Source material

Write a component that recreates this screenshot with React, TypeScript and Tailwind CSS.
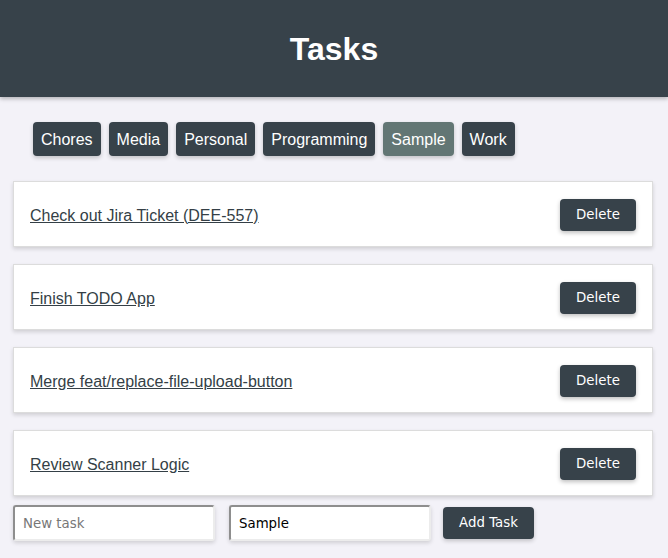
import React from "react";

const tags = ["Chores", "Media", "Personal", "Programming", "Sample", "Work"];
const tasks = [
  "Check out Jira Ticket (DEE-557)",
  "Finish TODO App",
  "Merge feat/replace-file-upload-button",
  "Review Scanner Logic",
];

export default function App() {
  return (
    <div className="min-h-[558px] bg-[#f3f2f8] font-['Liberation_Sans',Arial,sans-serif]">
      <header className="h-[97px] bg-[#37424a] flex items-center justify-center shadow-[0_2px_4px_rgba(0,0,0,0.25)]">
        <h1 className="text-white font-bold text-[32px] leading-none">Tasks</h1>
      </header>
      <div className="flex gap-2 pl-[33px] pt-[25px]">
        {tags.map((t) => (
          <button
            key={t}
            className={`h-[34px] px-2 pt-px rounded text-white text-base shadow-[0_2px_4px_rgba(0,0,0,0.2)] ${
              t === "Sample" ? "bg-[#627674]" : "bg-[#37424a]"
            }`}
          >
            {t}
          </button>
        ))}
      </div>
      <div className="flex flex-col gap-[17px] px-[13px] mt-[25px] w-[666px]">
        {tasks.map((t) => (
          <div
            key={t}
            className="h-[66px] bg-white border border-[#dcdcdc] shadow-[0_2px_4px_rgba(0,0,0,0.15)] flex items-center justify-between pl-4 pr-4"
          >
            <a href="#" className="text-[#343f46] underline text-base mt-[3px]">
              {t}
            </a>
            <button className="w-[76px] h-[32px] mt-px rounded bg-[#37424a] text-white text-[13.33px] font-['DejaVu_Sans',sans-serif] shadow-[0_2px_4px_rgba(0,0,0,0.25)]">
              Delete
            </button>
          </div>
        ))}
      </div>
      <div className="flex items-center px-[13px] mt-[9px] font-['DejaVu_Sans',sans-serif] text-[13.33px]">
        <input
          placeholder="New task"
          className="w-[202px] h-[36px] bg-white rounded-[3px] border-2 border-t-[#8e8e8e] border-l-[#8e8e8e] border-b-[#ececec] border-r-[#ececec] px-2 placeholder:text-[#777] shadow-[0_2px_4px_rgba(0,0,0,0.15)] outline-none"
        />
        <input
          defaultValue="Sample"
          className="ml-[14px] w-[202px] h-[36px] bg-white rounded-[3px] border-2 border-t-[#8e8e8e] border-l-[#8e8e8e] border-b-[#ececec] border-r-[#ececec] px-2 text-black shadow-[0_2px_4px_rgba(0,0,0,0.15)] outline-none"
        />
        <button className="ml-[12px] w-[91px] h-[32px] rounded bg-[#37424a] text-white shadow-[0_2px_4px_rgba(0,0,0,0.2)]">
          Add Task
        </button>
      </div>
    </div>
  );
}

Requirement
Repeat the listing above exactly, with no pictures.

Solution for this task
Write a component that recreates this screenshot with React, TypeScript and Tailwind CSS.
import React from "react";

const tags = ["Chores", "Media", "Personal", "Programming", "Sample", "Work"];
const tasks = [
  "Check out Jira Ticket (DEE-557)",
  "Finish TODO App",
  "Merge feat/replace-file-upload-button",
  "Review Scanner Logic",
];

export default function App() {
  return (
    <div className="min-h-[558px] bg-[#f3f2f8] font-['Liberation_Sans',Arial,sans-serif]">
      <header className="h-[97px] bg-[#37424a] flex items-center justify-center shadow-[0_2px_4px_rgba(0,0,0,0.25)]">
        <h1 className="text-white font-bold text-[32px] leading-none">Tasks</h1>
      </header>
      <div className="flex gap-2 pl-[33px] pt-[25px]">
        {tags.map((t) => (
          <button
            key={t}
            className={`h-[34px] px-2 pt-px rounded text-white text-base shadow-[0_2px_4px_rgba(0,0,0,0.2)] ${
              t === "Sample" ? "bg-[#627674]" : "bg-[#37424a]"
            }`}
          >
            {t}
          </button>
        ))}
      </div>
      <div className="flex flex-col gap-[17px] px-[13px] mt-[25px] w-[666px]">
        {tasks.map((t) => (
          <div
            key={t}
            className="h-[66px] bg-white border border-[#dcdcdc] shadow-[0_2px_4px_rgba(0,0,0,0.15)] flex items-center justify-between pl-4 pr-4"
          >
            <a href="#" className="text-[#343f46] underline text-base mt-[3px]">
              {t}
            </a>
            <button className="w-[76px] h-[32px] mt-px rounded bg-[#37424a] text-white text-[13.33px] font-['DejaVu_Sans',sans-serif] shadow-[0_2px_4px_rgba(0,0,0,0.25)]">
              Delete
            </button>
          </div>
        ))}
      </div>
      <div className="flex items-center px-[13px] mt-[9px] font-['DejaVu_Sans',sans-serif] text-[13.33px]">
        <input
          placeholder="New task"
          className="w-[202px] h-[36px] bg-white rounded-[3px] border-2 border-t-[#8e8e8e] border-l-[#8e8e8e] border-b-[#ececec] border-r-[#ececec] px-2 placeholder:text-[#777] shadow-[0_2px_4px_rgba(0,0,0,0.15)] outline-none"
        />
        <input
          defaultValue="Sample"
          className="ml-[14px] w-[202px] h-[36px] bg-white rounded-[3px] border-2 border-t-[#8e8e8e] border-l-[#8e8e8e] border-b-[#ececec] border-r-[#ececec] px-2 text-black shadow-[0_2px_4px_rgba(0,0,0,0.15)] outline-none"
        />
        <button className="ml-[12px] w-[91px] h-[32px] rounded bg-[#37424a] text-white shadow-[0_2px_4px_rgba(0,0,0,0.2)]">
          Add Task
        </button>
      </div>
    </div>
  );
}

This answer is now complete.